Interface markup and scripts
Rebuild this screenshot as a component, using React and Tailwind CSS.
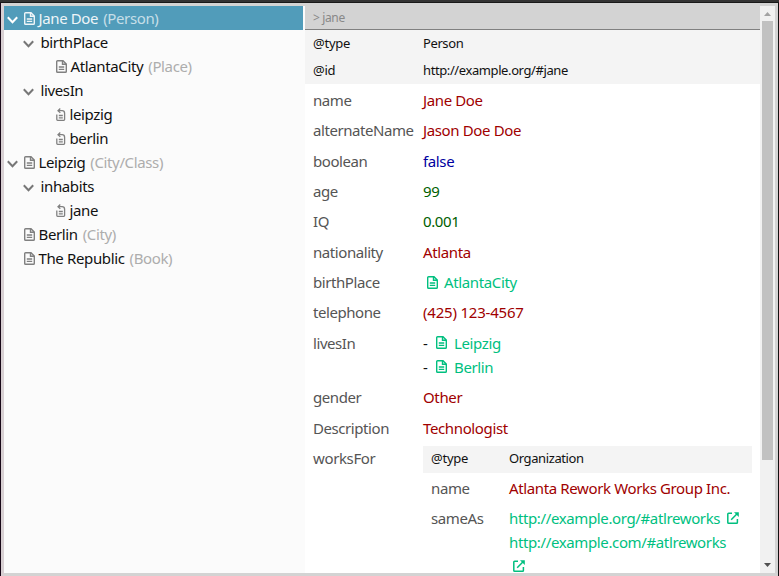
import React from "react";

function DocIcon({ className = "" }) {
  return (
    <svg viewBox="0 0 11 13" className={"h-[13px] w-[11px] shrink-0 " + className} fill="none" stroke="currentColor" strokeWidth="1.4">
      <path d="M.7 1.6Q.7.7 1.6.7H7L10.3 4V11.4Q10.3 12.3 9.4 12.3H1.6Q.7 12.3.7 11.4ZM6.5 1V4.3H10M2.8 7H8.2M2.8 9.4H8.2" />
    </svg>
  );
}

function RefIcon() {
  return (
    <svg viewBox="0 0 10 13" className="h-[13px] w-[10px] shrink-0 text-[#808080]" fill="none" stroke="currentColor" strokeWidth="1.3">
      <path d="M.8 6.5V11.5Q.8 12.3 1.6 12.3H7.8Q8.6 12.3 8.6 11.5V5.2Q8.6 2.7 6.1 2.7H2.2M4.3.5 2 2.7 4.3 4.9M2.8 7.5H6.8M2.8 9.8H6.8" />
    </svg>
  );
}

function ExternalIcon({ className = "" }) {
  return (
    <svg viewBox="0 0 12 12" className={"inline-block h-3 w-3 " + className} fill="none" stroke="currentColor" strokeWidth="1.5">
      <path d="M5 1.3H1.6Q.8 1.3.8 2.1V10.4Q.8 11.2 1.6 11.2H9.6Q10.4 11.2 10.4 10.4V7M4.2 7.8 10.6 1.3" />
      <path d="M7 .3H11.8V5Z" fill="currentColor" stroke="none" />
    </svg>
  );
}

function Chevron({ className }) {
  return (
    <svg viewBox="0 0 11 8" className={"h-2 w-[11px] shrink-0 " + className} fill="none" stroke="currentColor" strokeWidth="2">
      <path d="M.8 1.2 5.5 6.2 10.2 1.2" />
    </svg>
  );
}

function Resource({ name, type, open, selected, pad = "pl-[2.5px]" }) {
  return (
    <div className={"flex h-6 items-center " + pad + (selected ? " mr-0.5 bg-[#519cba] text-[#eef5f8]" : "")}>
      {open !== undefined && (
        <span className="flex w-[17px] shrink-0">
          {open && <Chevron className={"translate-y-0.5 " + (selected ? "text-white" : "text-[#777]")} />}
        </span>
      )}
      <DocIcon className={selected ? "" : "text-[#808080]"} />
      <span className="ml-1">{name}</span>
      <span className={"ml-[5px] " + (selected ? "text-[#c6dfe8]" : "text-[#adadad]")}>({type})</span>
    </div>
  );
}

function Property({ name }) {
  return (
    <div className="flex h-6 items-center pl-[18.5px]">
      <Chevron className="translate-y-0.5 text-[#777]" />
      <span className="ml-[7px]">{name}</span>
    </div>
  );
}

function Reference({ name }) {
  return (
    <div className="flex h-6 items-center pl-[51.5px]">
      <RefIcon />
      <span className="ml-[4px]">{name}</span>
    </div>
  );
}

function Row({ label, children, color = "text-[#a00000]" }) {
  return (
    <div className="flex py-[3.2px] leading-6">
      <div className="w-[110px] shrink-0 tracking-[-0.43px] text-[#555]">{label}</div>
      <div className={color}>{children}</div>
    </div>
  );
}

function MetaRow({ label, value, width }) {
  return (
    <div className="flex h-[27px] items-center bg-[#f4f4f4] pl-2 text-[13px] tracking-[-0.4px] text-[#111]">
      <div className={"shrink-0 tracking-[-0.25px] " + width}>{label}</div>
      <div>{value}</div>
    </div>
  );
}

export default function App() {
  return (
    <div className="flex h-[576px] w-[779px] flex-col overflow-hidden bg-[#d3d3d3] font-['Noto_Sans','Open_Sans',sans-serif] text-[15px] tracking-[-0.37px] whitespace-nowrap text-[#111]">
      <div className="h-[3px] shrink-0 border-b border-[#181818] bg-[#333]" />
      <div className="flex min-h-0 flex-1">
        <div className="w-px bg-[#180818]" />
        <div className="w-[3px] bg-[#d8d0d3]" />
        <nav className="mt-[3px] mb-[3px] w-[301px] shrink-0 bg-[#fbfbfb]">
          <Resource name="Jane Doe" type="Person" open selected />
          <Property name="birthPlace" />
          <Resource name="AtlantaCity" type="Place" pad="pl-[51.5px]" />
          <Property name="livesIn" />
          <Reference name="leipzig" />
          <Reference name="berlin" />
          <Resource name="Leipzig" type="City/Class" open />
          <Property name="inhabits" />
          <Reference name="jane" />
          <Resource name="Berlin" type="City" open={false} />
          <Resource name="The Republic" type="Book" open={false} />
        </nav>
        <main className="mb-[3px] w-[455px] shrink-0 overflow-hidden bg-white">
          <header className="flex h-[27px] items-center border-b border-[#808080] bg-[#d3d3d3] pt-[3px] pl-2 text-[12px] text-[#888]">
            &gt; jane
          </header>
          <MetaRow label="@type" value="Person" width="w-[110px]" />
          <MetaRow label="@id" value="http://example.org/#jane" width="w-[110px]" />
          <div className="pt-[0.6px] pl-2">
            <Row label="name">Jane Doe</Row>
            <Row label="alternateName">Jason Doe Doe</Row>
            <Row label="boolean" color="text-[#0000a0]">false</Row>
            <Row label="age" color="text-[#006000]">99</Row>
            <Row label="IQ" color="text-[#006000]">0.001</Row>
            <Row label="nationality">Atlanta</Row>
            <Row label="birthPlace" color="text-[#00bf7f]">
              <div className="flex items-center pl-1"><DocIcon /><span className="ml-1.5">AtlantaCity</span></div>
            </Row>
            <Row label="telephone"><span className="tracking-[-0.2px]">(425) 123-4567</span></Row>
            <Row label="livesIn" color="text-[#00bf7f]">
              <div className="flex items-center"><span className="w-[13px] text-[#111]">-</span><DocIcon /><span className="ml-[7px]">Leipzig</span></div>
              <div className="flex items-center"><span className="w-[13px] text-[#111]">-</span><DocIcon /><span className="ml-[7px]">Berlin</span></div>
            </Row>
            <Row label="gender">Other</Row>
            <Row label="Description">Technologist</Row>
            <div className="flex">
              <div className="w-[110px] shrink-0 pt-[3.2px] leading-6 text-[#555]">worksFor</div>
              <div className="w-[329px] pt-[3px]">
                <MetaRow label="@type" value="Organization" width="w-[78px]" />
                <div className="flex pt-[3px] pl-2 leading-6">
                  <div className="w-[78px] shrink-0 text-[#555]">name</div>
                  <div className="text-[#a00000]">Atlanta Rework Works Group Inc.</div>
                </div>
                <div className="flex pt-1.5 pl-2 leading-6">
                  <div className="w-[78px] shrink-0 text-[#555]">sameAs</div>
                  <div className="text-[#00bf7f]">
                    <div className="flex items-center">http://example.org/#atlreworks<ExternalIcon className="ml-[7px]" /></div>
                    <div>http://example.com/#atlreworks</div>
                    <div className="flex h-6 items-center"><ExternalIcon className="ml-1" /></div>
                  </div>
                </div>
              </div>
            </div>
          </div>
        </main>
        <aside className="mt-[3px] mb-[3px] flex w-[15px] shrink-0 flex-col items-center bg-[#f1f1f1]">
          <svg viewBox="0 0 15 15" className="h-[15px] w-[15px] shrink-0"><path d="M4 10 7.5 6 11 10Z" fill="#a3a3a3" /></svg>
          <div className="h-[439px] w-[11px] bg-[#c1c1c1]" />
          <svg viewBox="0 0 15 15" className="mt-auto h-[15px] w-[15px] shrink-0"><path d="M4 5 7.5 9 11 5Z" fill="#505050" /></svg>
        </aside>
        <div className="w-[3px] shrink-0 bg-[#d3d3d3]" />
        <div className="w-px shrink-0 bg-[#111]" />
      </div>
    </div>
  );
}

...

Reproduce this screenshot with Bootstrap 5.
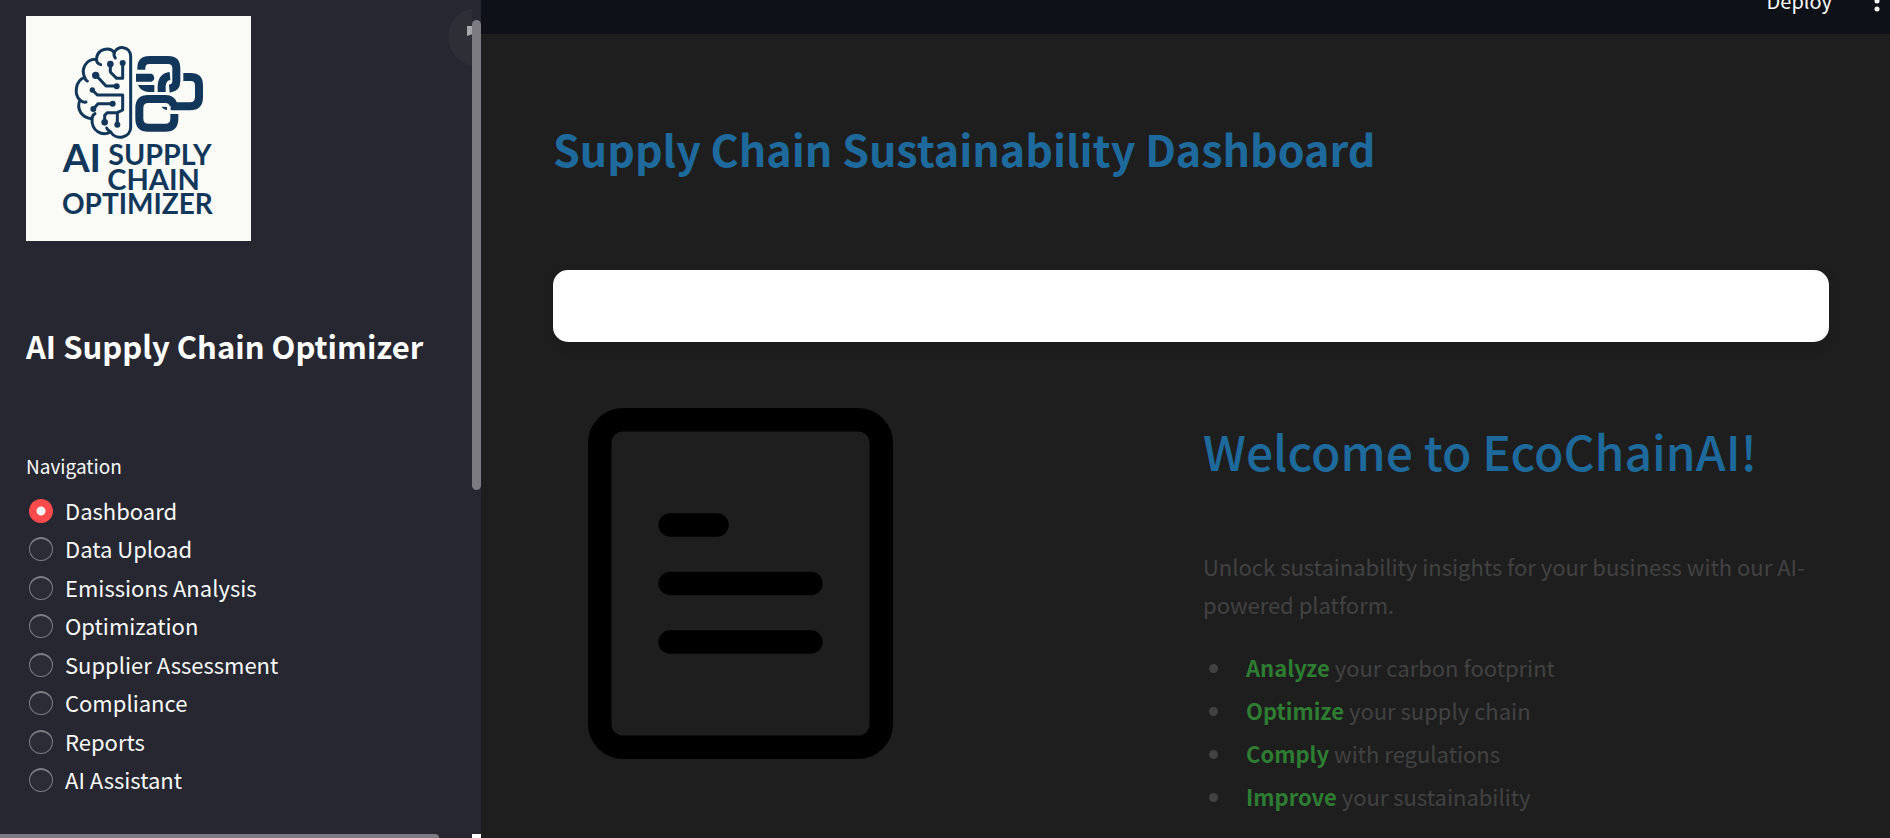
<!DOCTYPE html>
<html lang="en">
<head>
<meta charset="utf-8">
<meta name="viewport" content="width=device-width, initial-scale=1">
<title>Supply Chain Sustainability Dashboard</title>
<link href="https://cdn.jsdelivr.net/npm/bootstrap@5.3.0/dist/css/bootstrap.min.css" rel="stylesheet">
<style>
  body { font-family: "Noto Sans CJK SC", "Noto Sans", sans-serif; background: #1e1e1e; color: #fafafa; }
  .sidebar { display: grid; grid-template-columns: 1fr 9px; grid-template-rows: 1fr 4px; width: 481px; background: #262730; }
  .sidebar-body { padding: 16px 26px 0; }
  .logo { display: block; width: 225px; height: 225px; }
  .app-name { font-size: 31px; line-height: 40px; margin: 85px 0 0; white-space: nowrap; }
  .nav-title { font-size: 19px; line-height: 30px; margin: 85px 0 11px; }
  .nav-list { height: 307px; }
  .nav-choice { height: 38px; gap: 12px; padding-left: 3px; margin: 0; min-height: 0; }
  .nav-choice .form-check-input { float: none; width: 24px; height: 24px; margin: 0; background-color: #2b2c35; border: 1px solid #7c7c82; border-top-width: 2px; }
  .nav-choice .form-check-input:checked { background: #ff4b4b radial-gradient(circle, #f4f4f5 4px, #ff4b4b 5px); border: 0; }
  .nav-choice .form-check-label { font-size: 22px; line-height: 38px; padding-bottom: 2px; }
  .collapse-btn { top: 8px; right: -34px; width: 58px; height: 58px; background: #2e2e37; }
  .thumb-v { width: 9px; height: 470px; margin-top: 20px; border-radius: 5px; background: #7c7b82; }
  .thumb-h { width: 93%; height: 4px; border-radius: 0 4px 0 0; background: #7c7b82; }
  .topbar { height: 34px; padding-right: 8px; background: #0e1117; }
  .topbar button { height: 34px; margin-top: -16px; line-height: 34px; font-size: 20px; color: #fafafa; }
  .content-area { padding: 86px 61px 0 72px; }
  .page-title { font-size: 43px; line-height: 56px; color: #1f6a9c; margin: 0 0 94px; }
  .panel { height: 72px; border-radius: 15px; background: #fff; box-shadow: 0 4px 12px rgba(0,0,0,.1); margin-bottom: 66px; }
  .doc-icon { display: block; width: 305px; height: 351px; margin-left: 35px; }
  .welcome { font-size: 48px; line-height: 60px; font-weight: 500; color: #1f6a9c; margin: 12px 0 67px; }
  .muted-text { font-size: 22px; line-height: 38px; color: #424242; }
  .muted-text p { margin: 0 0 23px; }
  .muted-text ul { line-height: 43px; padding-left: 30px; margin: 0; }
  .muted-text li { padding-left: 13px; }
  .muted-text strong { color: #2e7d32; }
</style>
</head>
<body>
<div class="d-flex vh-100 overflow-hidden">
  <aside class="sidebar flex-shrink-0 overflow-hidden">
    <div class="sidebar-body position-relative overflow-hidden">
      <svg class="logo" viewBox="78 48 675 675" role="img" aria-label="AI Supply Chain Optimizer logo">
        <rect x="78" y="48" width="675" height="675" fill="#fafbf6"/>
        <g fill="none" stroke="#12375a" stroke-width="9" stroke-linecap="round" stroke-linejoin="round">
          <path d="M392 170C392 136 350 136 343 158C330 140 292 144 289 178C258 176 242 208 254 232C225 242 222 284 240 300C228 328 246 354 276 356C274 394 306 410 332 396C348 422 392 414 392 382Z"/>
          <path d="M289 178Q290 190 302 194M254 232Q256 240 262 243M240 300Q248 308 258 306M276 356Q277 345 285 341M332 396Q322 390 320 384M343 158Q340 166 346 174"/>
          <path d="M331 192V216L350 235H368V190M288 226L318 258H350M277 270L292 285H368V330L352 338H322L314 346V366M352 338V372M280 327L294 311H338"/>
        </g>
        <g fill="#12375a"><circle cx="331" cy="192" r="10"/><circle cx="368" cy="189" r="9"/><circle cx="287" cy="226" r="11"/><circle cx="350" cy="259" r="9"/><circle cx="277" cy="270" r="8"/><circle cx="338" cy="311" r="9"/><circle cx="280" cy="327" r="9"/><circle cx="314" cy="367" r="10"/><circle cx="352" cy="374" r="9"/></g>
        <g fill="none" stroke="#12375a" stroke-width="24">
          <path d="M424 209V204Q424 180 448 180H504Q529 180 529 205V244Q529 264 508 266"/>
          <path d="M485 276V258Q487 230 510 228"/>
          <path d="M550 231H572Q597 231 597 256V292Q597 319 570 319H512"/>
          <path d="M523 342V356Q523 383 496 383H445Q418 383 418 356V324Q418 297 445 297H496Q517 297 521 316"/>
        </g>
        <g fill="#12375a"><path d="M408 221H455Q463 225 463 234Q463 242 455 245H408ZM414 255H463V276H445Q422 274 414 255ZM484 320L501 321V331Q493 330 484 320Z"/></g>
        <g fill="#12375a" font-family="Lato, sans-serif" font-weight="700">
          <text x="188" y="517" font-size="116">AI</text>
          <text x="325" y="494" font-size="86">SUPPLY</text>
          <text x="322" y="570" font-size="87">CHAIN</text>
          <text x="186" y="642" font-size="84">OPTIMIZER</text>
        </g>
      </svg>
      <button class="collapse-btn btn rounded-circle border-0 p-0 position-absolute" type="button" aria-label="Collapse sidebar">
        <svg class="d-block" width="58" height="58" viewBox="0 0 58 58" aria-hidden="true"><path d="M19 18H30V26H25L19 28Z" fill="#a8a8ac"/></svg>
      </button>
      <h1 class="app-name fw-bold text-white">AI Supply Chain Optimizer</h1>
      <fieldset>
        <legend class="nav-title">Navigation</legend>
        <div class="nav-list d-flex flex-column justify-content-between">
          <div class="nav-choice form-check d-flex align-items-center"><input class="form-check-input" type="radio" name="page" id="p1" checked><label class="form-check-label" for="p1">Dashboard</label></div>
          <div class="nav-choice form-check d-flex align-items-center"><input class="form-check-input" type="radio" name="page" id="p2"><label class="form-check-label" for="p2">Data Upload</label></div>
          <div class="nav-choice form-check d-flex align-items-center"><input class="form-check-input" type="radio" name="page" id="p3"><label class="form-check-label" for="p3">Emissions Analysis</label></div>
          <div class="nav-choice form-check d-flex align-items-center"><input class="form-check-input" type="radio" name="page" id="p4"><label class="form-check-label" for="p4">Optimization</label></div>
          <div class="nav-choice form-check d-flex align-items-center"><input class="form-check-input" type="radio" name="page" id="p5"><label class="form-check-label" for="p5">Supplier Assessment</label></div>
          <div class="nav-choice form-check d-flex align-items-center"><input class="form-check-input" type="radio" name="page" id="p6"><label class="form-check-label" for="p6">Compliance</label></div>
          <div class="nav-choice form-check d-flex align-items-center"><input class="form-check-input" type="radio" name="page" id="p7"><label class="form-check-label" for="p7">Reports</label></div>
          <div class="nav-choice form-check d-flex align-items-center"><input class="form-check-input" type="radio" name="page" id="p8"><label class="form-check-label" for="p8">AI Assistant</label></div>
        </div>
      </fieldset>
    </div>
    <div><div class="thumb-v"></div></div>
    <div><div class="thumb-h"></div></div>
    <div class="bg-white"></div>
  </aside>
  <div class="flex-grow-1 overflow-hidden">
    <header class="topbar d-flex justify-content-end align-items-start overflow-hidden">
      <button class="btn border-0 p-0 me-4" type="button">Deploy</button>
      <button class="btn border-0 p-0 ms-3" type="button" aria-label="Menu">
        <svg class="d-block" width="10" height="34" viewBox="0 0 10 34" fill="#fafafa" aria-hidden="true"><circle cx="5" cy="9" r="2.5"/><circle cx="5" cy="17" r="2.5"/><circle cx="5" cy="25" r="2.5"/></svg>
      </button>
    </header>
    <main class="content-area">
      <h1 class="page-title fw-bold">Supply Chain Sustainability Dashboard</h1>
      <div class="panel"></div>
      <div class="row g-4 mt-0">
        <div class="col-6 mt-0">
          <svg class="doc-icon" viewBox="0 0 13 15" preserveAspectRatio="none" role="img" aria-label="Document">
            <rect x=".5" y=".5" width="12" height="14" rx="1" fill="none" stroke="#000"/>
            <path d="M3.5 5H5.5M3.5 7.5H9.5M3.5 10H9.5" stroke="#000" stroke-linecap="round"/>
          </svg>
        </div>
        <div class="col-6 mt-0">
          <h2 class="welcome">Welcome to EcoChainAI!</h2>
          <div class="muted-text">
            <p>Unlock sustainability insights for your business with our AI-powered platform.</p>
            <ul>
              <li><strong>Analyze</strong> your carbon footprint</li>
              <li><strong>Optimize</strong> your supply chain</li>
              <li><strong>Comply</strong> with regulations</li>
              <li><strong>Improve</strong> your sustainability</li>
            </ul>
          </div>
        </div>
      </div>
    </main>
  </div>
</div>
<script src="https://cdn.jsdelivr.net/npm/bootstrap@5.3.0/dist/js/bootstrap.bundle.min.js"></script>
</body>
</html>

» **THE REQUEST**
Find the string "React" in the listing and return every line that holds it.

» **THE COMPLETED TASK**
Rebuild this screenshot as a component, using React and Tailwind CSS.
import React from "react";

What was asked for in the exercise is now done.